'''

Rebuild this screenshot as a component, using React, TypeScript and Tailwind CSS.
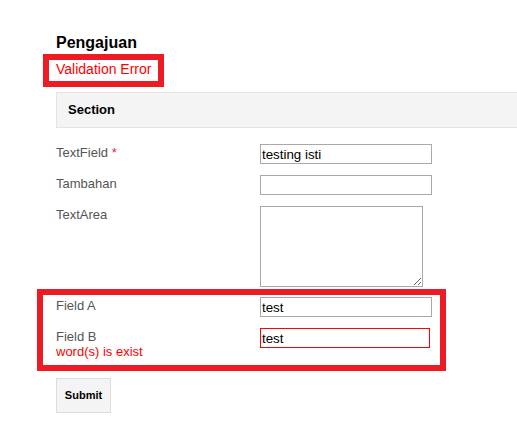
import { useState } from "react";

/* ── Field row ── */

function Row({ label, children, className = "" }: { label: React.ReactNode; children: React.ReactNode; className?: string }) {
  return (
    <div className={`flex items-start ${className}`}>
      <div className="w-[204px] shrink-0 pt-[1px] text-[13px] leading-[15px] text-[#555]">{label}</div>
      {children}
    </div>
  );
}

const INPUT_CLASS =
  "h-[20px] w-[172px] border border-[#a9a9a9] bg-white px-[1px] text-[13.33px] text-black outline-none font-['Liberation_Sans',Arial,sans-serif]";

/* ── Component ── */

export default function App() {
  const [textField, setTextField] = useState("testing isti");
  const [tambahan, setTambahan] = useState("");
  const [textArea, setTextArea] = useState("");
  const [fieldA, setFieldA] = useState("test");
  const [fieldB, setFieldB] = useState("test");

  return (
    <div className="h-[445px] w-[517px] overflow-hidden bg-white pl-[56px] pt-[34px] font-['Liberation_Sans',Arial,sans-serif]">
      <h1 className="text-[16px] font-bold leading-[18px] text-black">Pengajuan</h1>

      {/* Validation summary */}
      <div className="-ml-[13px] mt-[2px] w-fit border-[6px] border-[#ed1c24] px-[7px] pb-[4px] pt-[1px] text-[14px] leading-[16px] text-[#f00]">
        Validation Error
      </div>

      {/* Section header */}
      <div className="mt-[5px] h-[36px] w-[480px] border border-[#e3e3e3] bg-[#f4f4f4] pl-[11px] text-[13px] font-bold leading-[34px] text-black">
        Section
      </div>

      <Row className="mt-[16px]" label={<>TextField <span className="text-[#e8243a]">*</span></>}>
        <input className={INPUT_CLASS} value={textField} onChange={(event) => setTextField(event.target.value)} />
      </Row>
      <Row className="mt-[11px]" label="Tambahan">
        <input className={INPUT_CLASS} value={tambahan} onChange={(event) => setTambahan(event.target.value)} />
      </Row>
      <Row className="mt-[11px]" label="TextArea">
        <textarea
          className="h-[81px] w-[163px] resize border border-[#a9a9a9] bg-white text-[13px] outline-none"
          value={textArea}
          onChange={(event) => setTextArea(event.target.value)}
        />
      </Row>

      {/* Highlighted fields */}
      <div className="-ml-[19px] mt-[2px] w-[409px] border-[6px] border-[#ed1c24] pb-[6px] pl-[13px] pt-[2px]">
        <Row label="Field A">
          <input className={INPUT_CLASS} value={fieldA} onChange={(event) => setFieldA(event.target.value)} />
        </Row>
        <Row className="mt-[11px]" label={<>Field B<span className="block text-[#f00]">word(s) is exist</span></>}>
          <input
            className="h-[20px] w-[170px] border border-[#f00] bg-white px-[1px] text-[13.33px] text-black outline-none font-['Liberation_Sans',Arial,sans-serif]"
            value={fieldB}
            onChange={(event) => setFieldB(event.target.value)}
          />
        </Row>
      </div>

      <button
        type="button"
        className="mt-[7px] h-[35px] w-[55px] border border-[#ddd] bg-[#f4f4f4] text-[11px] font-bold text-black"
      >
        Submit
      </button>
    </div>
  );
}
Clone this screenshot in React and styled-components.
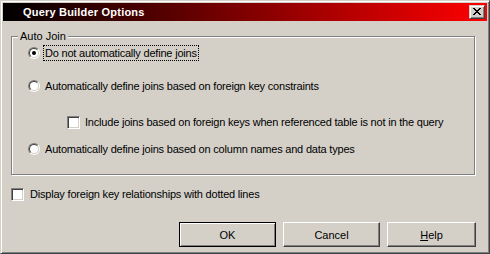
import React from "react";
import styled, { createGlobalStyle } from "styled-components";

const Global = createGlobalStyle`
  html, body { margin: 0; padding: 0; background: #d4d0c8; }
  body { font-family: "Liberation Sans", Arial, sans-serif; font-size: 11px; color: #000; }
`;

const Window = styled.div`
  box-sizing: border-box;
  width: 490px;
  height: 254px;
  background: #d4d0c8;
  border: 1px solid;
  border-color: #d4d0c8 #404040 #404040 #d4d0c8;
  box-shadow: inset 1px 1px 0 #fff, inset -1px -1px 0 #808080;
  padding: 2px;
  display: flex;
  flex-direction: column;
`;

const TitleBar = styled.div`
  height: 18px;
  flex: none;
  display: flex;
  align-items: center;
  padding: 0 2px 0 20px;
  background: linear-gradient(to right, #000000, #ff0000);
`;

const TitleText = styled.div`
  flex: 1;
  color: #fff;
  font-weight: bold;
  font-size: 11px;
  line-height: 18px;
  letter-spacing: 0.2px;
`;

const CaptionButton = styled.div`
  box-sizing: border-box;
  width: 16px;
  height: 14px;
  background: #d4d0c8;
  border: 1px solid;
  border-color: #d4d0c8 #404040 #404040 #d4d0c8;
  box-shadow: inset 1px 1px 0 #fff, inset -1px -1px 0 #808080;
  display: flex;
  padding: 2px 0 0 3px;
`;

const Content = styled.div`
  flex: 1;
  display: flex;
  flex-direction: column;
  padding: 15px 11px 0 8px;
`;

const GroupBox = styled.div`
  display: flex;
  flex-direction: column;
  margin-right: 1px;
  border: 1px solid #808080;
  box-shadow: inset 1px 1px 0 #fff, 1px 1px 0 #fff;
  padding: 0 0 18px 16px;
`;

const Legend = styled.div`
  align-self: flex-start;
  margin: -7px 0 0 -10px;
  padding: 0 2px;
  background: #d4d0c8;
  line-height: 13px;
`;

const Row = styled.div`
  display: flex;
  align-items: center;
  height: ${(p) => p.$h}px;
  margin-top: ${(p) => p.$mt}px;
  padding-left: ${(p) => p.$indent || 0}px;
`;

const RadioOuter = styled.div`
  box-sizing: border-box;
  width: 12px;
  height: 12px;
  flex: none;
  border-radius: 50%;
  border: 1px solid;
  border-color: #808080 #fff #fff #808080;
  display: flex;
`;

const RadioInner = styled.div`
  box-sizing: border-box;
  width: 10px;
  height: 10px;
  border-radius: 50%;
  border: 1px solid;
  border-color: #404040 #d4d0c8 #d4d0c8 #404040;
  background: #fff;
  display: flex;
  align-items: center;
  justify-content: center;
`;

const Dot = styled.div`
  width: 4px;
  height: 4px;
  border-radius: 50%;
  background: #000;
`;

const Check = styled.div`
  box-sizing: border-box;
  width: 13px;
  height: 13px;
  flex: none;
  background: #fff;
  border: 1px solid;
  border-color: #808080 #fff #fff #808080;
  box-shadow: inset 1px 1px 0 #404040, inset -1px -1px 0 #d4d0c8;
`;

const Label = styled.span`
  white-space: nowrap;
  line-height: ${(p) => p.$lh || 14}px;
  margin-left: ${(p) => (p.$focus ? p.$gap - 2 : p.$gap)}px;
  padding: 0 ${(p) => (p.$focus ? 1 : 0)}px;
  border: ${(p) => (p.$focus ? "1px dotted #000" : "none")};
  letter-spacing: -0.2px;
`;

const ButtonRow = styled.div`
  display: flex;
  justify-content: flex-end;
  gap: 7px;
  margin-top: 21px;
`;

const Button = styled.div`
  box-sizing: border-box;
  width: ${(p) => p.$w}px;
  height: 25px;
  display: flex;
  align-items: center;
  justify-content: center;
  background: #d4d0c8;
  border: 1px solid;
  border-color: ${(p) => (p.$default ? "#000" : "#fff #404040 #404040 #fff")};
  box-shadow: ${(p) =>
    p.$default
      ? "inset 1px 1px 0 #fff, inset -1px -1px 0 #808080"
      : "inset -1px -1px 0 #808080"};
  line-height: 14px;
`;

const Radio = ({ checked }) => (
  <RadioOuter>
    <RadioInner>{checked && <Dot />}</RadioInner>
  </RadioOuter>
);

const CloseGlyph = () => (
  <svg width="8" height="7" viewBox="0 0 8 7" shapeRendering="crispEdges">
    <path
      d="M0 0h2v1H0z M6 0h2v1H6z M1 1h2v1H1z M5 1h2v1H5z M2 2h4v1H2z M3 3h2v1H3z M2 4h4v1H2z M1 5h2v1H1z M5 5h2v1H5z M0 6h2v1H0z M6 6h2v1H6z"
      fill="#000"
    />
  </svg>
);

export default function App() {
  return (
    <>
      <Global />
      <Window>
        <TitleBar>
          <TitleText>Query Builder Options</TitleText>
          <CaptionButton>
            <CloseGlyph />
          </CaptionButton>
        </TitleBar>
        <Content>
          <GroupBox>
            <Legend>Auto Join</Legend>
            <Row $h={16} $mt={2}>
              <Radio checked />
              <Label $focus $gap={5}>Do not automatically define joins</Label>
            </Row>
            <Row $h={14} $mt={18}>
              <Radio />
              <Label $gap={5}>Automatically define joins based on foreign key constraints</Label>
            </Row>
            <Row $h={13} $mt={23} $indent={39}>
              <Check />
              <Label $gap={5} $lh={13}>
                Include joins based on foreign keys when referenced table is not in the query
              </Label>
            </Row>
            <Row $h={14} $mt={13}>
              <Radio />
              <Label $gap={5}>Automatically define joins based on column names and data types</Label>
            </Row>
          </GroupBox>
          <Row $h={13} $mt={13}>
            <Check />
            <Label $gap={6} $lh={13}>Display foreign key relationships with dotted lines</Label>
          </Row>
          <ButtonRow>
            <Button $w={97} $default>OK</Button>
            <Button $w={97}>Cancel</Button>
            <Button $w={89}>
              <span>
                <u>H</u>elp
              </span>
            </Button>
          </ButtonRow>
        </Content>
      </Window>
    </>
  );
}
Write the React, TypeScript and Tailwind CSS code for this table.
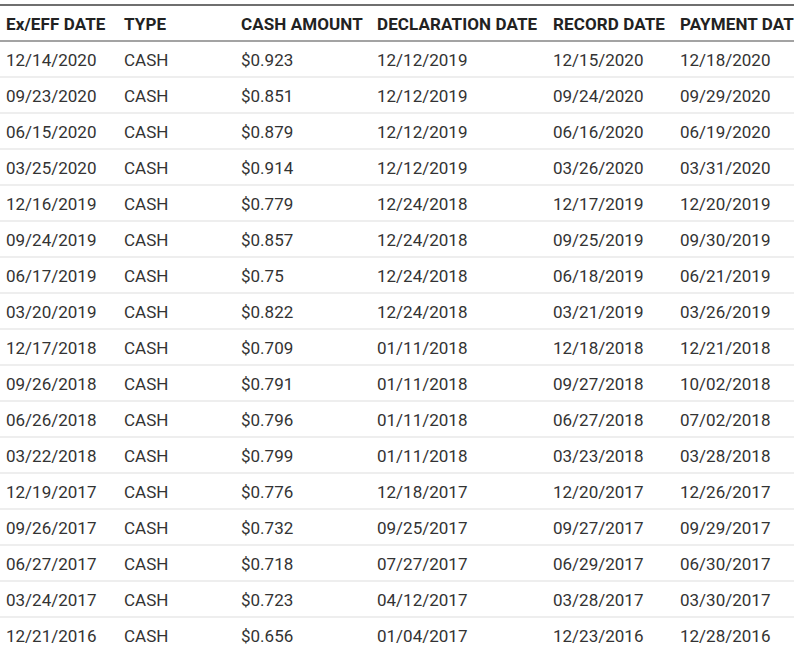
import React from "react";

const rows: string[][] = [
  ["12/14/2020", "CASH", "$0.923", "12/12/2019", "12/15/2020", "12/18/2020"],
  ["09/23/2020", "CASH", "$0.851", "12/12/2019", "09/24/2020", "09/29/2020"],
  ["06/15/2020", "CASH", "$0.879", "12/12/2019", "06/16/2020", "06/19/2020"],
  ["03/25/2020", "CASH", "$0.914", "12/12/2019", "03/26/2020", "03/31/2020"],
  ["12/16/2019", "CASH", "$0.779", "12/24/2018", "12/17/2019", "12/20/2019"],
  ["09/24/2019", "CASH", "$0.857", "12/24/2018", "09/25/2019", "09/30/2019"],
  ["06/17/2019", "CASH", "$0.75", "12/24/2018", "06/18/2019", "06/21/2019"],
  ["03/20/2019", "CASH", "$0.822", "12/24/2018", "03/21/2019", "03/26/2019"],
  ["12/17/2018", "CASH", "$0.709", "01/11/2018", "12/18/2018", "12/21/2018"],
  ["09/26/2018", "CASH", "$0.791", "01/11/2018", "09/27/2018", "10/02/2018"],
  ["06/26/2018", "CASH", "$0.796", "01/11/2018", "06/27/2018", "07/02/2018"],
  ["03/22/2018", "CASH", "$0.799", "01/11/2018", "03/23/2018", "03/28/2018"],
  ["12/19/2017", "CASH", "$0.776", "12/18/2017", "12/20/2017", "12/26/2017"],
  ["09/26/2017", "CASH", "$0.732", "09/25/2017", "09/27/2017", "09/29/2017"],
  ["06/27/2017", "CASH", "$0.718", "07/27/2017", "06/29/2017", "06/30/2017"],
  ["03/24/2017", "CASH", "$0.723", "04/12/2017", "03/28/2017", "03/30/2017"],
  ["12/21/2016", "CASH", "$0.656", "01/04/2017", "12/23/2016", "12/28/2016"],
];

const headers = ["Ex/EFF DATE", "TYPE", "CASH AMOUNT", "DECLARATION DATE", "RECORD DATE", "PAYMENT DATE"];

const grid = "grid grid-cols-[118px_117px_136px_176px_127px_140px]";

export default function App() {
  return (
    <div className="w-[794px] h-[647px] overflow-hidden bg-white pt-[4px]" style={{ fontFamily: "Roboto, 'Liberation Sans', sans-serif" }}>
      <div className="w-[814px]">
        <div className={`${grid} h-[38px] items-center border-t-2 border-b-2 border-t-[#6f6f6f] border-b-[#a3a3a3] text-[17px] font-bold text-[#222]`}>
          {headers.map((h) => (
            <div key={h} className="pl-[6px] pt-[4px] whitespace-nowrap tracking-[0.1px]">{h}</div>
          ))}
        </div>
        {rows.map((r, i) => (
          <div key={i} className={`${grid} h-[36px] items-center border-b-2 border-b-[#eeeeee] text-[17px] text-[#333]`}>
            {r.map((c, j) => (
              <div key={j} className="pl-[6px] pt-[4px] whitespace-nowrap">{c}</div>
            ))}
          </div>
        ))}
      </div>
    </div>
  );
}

'''

● **GIVEN PROBLEM**:
Skip the pictures and restate exactly the lines from the beginning of the listing to the line with "Field row ── */", that line included.

● **ANSWER TO THE PROBLEM**:
Rebuild this screenshot as a component, using React, TypeScript and Tailwind CSS.
import { useState } from "react";

/* ── Field row ── */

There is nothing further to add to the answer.